Pravda attacked the Pamyat association, named after the Russian word for memory, in a critique of grass-roots groups that Sunday concluded a two-day conference in Moscow.
'The (group's) present leadership almost openly calls for extremism and tries to stir up anti-Semitic sentiments among the Soviet people,' Pravda said in a commentary.
Pravda also criticized as extremist a separate dissident group attempting to stretch the limits of Soviet leader Mikhail Gorbachev's program of 'glasnost,' or openness, but the newspaper saved its fiercest language for Pamyat.
Pravda praised most of the 30,000informal groups it says have sprung up to combat ecological and other social problems in the comparatively relaxed environment under Gorbachev's reform program.
'But there are groups (that are) blatant, with ambitious strivings, sometimes unfriendly toward the Soviet power, the policy of the Communist Party,' Pravda said. 'The most notorious is Pamyat.'
Official records list about 2 million Jews in the Soviet Union.
More than 130,000 Jews were allowed to emigrate in the 1970s, with the annual total peaking in 1979 at 50,000, but the number fell off sharply in this decade.

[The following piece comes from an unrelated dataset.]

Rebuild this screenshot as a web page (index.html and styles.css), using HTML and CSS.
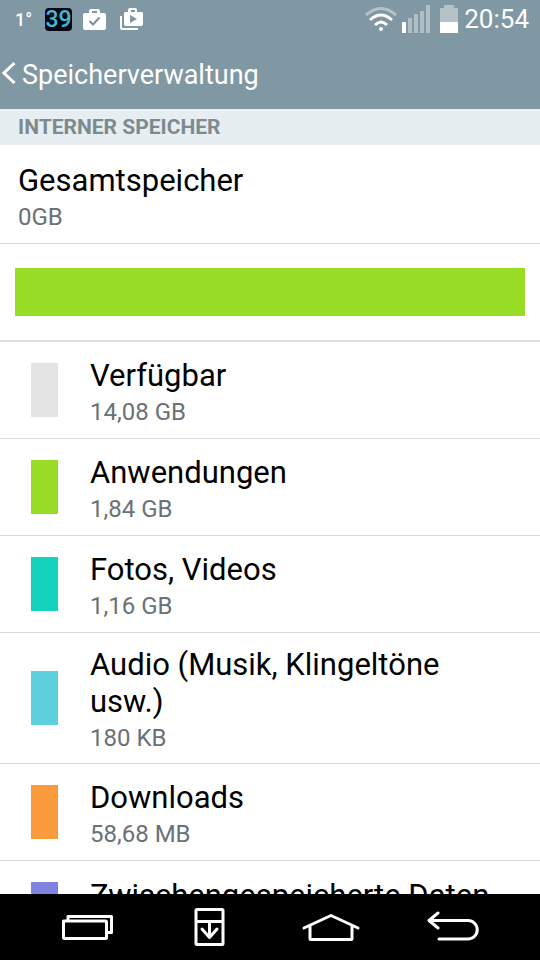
FILE: index.html
```html
<!DOCTYPE html>
<html lang="de">
<head>
<meta charset="utf-8">
<meta name="viewport" content="width=device-width, initial-scale=1">
<title>Speicherverwaltung</title>
<link rel="stylesheet" href="styles.css">
</head>
<body>
<div class="screen">
  <header class="top">
    <div class="status">
      <span class="temp">1°</span>
      <span class="badge">39</span>
      <svg class="bag" width="23" height="23" viewBox="0 0 23 23" aria-hidden="true">
        <path fill="#fff" fill-rule="evenodd" d="M6 5V3q0-2 2-2h7q2 0 2 2v2h4q2 0 2 2v13q0 2-2 2H2q-2 0-2-2V7q0-2 2-2zM9 5h5V3H9z"/>
        <path fill="none" stroke="#78919b" stroke-width="2" d="M6.500 13l3.500 3.500 6.500-7"/>
      </svg>
      <svg class="play" width="24" height="23" viewBox="0 0 24 23" aria-hidden="true">
        <path fill="#fff" fill-rule="evenodd" d="M9 4V2q0-2 2-2h5q2 0 2 2v2h4q2 0 2 1v11q0 2-2 2H7q-2 0-2-2V5q0-1 2-1zM12 4h4V2h-4zM11 7v8l7-4z"/>
        <path fill="none" stroke="#fff" stroke-width="2" d="M2 8v12q0 1 1 1h16"/>
      </svg>
      <svg class="wifi" width="32" height="26" viewBox="0 0 32 26" aria-hidden="true">
        <g fill="none" stroke="#fff" stroke-width="3">
          <path stroke="#b5c2c8" d="M1 9Q16-4 31 9"/>
          <path d="M5 14Q16 4 27 14"/>
          <path d="M10 19Q16 13 22 19"/>
        </g>
        <circle cx="16" cy="23" r="2" fill="#fff"/>
      </svg>
      <svg class="signal" width="28" height="28" viewBox="0 0 28 28" aria-hidden="true">
        <path fill="#fff" d="M0 17h4v11H0z"/>
        <path fill="#b0bec5" d="M6 13h4v15H6zM12 9h4v19h-4zM18 6h4v22h-4zM24 0h4v28h-4z"/>
      </svg>
      <svg class="battery" width="18" height="28" viewBox="0 0 18 28" aria-hidden="true">
        <path fill="#b5c2c8" d="M0 3h4V0h10v3h4v14H0z"/>
        <path fill="#fff" d="M0 17h18v11H0z"/>
      </svg>
      <time class="clock">20:54</time>
    </div>
    <a class="back" href="#">
      <svg width="14" height="24" viewBox="0 0 14 24" aria-hidden="true"><path fill="none" stroke="#fff" stroke-width="3" d="M12.500 2L2 12l10.500 10"/></svg>
      <h1>Speicherverwaltung</h1>
    </a>
  </header>
  <main class="content">
    <h2 class="section">INTERNER SPEICHER</h2>
    <div class="total">
      <div class="title">Gesamtspeicher</div>
      <div class="size">0GB</div>
    </div>
    <div class="usage"><div class="bar"></div></div>
    <ul class="list">
      <li class="row"><span class="swatch free"></span><div class="text"><div class="title">Verfügbar</div><div class="size">14,08 GB</div></div></li>
      <li class="row"><span class="swatch apps"></span><div class="text"><div class="title">Anwendungen</div><div class="size">1,84 GB</div></div></li>
      <li class="row"><span class="swatch photos"></span><div class="text"><div class="title">Fotos, Videos</div><div class="size">1,16 GB</div></div></li>
      <li class="row"><span class="swatch audio"></span><div class="text"><div class="title">Audio (Musik, Klingeltöne usw.)</div><div class="size">180 KB</div></div></li>
      <li class="row"><span class="swatch downloads"></span><div class="text"><div class="title">Downloads</div><div class="size">58,68 MB</div></div></li>
      <li class="row last"><span class="swatch cache"></span><div class="text"><div class="title">Zwischengespeicherte Daten</div></div></li>
    </ul>
  </main>
  <nav class="nav">
    <button type="button" aria-label="Letzte Apps"><svg width="52" height="40" viewBox="0 0 52 40"><path d="M7 13V9.500h43.500v16H46M2.500 14h42q1 0 1 1v15.500q0 1-1 1h-41q-1 0-1-1V15q0-1 1-1"/></svg></button>
    <button type="button" aria-label="Fenster"><svg width="56" height="40" viewBox="0 0 56 40"><path d="M18 2.500h24q1 0 1 1v33q0 1-1 1H17q-1 0-1-1v-33q0-1 1-1M16 14.500h27M29.500 15v15M22 22l7.500 8.500 7.500-8.500"/></svg></button>
    <button type="button" aria-label="Startseite"><svg width="58" height="40" viewBox="0 0 58 40"><path d="M2 21L29 8.500 56 21M8 19v12.500q0 1 1 1h40q1 0 1-1V19"/></svg></button>
    <button type="button" aria-label="Zurück"><svg width="52" height="40" viewBox="0 0 52 40"><path d="M11 6L2 13.500 11 21M3 13.500h38a9 9 0 0 1 0 18.500H12"/></svg></button>
  </nav>
</div>
</body>
</html>
```
FILE: styles.css
```css
* { box-sizing: border-box; }
body { margin: 0; font-family: Roboto, "Liberation Sans", sans-serif; background: #fff; color: #000; }
h1, h2, ul { margin: 0; padding: 0; }
.screen { height: 100vh; display: flex; flex-direction: column; overflow: hidden; }
.top { flex: none; background: #7f98a3; color: #fff; padding-bottom: 10px; }
.status { display: flex; align-items: center; height: 38px; padding: 0 11px 0 15px; }
.temp { font-size: 18px; font-weight: 500; width: 30px; }
.badge { width: 27px; height: 23px; border-radius: 4px; background: #02070f; color: #48b5df; font-size: 23px; font-weight: 500; line-height: 24px; text-align: center; }
.bag { margin-left: 11px; }
.play { margin-left: 13px; }
.wifi { margin-left: auto; }
.signal { margin-left: 5px; }
.battery { margin-left: 10px; }
.clock { margin-left: 6px; font-size: 26px; line-height: 30px; }
.back { display: flex; align-items: center; gap: 6px; height: 61px; padding: 12px 0 0 2px; color: #fff; text-decoration: none; }
.back svg { margin-bottom: 4px; }
h1 { font-size: 27px; font-weight: 400; line-height: 36px; }
.content { flex: 1; min-height: 0; overflow: hidden; }
.section { background: #e6eef1; color: #7d8a8e; font-size: 21px; font-weight: 700; line-height: 36px; padding-left: 18px; }
.total { padding: 17px 18px 11px; border-bottom: 1px solid #dcdcdc; }
.title { font-size: 31px; line-height: 37px; }
.size { font-size: 24px; line-height: 29px; margin-top: 4px; color: #697276; }
.usage { padding: 24px 15px; border-bottom: 2px solid #dfdfdf; }
.bar { height: 48px; background: #99dc26; }
.list { list-style: none; }
.row { display: flex; align-items: center; gap: 32px; min-height: 97px; padding: 10px 40px 10px 31px; border-bottom: 1px solid #dcdcdc; }
.text { padding-top: 3px; }
.last { align-items: flex-start; padding-top: 13px; }
.last .swatch { margin-top: 8px; }
.swatch { flex: none; width: 27px; height: 54px; }
.free { background: #e4e4e4; }
.apps { background: #99dc26; }
.photos { background: #14d2bb; }
.audio { background: #5dd0dd; }
.downloads { background: #f99b3c; }
.cache { background: #8084e0; }
.nav { flex: none; display: flex; justify-content: space-between; align-items: center; height: 66px; padding: 0 61px; background: #000; }
.nav button { padding: 0; border: 0; background: none; }
.nav svg { display: block; fill: none; stroke: #fff; stroke-width: 3; stroke-linecap: round; stroke-linejoin: round; }
```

It began to increase last year after Gorbachev announced an easing of restrictions, when 8,011 Jews received exit visas, the most since 1981.
Pravda, in the strongest official attack to date on Pamyat, said former Soviet journalist Dmitri Vasilyev and companions took over the association after Soviet historians, scientists and engineers founded it several years ago to investigate why old Russian villages were losing population, a common theme of some popular Soviet writers.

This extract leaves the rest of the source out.